Work to be completed -> Work out how many lines hold the string "styles". Give that number and nothing more.

BEGIN Information provided

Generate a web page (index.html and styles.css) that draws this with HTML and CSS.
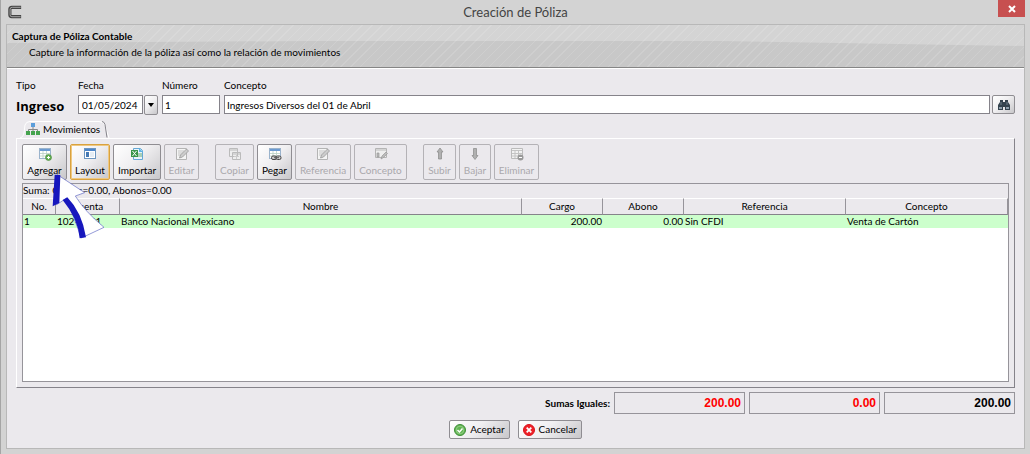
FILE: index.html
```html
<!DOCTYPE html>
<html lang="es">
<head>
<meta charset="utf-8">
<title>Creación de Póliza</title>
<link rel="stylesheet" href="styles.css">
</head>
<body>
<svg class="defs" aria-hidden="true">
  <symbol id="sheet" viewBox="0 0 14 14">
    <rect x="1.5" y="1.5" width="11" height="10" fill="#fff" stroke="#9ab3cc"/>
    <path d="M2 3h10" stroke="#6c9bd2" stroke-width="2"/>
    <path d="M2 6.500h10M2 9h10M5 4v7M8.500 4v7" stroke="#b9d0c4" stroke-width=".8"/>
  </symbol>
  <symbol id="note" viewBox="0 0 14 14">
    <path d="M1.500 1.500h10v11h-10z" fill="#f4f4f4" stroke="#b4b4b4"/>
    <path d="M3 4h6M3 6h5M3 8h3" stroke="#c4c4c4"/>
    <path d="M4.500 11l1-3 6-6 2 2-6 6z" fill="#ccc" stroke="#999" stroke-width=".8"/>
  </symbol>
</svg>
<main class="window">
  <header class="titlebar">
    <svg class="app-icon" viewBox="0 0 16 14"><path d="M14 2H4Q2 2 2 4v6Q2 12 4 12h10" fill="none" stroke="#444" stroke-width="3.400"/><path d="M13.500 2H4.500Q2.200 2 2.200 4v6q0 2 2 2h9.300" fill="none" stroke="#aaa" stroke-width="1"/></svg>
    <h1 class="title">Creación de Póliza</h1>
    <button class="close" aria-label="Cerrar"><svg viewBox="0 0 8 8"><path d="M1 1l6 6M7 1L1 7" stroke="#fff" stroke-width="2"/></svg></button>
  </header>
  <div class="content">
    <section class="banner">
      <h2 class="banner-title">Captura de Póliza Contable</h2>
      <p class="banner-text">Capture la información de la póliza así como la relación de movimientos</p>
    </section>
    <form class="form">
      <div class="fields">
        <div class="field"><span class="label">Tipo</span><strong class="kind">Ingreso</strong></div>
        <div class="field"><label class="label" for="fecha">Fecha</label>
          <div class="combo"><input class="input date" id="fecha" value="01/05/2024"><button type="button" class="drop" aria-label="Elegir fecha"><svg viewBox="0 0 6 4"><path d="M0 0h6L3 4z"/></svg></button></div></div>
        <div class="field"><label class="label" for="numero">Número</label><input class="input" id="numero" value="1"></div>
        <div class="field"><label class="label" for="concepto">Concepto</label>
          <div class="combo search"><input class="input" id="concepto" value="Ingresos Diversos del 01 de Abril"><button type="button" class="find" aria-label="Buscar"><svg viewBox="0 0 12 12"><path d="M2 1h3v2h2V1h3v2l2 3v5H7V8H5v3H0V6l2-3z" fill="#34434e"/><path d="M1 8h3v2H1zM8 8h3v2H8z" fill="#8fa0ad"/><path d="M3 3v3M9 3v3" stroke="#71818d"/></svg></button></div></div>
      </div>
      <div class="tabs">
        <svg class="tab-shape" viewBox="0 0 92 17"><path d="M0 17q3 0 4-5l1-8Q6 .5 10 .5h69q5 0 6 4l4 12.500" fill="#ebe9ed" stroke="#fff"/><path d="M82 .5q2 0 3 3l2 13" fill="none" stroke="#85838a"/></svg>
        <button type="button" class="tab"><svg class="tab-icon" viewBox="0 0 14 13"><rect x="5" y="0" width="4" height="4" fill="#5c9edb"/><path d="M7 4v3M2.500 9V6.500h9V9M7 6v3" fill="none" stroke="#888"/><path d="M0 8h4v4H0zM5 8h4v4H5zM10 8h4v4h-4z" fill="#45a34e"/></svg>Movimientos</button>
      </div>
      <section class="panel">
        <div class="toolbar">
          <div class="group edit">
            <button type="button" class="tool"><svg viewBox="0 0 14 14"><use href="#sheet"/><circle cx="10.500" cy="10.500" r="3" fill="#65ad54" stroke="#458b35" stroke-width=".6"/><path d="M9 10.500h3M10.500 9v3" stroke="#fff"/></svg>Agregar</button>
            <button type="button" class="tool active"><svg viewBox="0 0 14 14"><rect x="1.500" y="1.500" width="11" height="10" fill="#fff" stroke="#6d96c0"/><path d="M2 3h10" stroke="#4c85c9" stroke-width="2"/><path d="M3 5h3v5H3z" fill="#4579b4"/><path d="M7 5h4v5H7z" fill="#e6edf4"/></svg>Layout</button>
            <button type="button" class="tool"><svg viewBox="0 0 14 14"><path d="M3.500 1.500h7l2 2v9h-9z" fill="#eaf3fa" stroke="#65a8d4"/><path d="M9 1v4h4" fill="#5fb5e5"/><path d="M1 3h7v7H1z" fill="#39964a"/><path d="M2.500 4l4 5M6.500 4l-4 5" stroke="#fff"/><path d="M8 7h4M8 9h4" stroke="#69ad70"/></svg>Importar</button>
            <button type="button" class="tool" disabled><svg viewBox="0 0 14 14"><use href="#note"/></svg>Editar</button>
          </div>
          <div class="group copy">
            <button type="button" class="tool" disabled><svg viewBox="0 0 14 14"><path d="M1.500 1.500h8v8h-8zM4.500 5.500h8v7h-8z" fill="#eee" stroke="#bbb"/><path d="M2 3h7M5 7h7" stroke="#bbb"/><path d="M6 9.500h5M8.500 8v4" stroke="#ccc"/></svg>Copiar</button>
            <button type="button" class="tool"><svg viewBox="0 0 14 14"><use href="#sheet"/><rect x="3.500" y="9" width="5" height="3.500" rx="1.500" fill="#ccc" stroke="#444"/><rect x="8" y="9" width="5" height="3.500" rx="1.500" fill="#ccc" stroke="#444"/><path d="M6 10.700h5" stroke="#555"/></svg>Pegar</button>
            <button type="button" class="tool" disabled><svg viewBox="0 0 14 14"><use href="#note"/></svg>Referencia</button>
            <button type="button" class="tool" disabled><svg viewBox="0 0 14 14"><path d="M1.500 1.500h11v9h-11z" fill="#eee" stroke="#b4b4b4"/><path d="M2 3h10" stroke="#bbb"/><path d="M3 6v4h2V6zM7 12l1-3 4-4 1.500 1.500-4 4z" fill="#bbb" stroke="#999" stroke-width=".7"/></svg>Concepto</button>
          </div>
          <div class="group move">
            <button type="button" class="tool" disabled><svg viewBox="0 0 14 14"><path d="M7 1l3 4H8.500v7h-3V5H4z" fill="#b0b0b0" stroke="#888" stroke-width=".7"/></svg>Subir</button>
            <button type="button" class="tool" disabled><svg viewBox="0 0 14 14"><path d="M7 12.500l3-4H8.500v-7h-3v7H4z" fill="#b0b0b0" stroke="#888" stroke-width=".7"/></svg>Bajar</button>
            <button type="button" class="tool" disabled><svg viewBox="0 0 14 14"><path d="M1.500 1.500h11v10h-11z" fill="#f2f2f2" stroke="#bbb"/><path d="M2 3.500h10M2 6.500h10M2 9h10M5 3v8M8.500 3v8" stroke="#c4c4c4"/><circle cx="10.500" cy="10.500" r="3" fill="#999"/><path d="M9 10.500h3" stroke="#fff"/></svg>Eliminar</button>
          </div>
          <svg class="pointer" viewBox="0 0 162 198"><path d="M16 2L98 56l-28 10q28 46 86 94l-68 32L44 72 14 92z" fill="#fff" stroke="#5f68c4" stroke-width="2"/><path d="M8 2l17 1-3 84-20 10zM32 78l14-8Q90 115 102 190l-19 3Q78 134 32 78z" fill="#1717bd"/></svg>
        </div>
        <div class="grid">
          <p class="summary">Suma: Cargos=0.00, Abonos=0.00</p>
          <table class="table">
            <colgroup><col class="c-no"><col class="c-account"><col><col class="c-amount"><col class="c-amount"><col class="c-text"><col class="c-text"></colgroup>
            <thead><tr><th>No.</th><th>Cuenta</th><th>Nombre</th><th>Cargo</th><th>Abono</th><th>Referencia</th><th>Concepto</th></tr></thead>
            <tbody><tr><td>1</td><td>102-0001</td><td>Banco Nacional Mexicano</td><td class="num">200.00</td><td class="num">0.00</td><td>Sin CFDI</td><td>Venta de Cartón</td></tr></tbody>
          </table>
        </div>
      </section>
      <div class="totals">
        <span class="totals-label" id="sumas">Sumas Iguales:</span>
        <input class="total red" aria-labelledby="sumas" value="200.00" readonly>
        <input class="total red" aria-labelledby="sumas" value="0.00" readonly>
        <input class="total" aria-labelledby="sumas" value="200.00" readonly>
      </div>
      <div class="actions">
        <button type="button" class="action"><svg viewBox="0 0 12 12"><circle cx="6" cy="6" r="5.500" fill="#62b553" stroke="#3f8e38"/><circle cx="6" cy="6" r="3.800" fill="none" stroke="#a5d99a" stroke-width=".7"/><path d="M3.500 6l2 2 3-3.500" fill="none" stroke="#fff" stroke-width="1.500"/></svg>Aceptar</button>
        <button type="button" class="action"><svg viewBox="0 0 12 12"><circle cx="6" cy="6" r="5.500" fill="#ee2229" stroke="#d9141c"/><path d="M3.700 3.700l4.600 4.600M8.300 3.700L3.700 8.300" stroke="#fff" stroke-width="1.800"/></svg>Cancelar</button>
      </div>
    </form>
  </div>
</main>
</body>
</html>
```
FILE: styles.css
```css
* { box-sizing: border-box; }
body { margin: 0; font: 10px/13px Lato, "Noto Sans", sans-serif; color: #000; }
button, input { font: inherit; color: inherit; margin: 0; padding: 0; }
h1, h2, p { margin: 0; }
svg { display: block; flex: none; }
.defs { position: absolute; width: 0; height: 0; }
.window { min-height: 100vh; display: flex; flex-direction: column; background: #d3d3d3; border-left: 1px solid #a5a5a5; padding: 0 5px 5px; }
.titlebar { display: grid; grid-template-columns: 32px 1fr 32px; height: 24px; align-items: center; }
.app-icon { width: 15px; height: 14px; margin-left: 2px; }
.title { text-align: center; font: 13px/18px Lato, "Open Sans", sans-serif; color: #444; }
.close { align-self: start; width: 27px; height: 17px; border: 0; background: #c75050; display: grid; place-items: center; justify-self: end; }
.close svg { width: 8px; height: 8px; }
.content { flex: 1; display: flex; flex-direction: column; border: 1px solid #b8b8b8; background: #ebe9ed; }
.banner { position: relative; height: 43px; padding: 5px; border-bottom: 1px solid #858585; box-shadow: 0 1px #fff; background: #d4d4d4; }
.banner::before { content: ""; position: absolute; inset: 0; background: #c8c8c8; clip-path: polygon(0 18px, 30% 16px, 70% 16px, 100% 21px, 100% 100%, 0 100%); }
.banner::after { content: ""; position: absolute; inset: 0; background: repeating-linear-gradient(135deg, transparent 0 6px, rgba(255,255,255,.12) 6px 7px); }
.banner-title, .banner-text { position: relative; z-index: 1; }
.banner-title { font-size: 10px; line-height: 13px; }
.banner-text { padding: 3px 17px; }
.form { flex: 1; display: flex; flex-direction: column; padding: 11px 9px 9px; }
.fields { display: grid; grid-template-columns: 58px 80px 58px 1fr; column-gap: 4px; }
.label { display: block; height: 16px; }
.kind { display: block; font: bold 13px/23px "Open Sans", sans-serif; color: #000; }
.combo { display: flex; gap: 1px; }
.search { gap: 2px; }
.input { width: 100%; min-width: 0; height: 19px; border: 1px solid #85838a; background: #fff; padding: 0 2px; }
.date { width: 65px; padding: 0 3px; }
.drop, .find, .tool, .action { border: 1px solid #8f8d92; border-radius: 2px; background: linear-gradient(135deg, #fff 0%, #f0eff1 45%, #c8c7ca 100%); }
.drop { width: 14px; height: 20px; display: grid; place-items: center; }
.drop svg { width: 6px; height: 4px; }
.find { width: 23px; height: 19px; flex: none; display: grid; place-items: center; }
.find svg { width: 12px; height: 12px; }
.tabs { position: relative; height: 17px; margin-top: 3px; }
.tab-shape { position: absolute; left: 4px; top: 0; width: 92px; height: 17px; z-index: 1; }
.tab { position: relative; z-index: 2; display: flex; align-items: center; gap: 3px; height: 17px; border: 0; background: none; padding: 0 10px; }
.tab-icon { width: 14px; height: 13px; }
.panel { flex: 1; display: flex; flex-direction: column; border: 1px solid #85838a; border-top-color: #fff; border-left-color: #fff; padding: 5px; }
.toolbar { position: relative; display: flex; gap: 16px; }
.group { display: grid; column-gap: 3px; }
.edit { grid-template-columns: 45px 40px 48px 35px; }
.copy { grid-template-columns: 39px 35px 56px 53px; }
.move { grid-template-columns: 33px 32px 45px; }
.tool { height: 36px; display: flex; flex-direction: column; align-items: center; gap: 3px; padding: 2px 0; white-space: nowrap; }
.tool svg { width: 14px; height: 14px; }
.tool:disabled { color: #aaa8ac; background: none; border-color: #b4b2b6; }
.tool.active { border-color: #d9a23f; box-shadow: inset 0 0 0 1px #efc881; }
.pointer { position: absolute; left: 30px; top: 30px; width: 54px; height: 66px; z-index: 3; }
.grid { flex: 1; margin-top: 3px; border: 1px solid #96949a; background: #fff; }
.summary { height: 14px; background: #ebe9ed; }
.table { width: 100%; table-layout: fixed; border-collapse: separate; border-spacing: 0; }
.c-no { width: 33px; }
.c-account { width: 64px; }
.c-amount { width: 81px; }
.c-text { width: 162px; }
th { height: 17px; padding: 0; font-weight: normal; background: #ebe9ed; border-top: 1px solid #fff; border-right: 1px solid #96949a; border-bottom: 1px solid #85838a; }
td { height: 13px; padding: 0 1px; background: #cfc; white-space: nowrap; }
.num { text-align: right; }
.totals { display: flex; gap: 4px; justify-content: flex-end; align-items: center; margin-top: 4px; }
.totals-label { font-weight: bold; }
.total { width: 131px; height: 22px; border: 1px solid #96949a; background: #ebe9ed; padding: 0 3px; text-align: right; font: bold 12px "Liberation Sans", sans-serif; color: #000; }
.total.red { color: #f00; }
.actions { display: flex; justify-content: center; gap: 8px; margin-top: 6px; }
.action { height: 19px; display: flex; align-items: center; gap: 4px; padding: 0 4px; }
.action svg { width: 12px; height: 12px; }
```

END Information provided

Correct output -> 3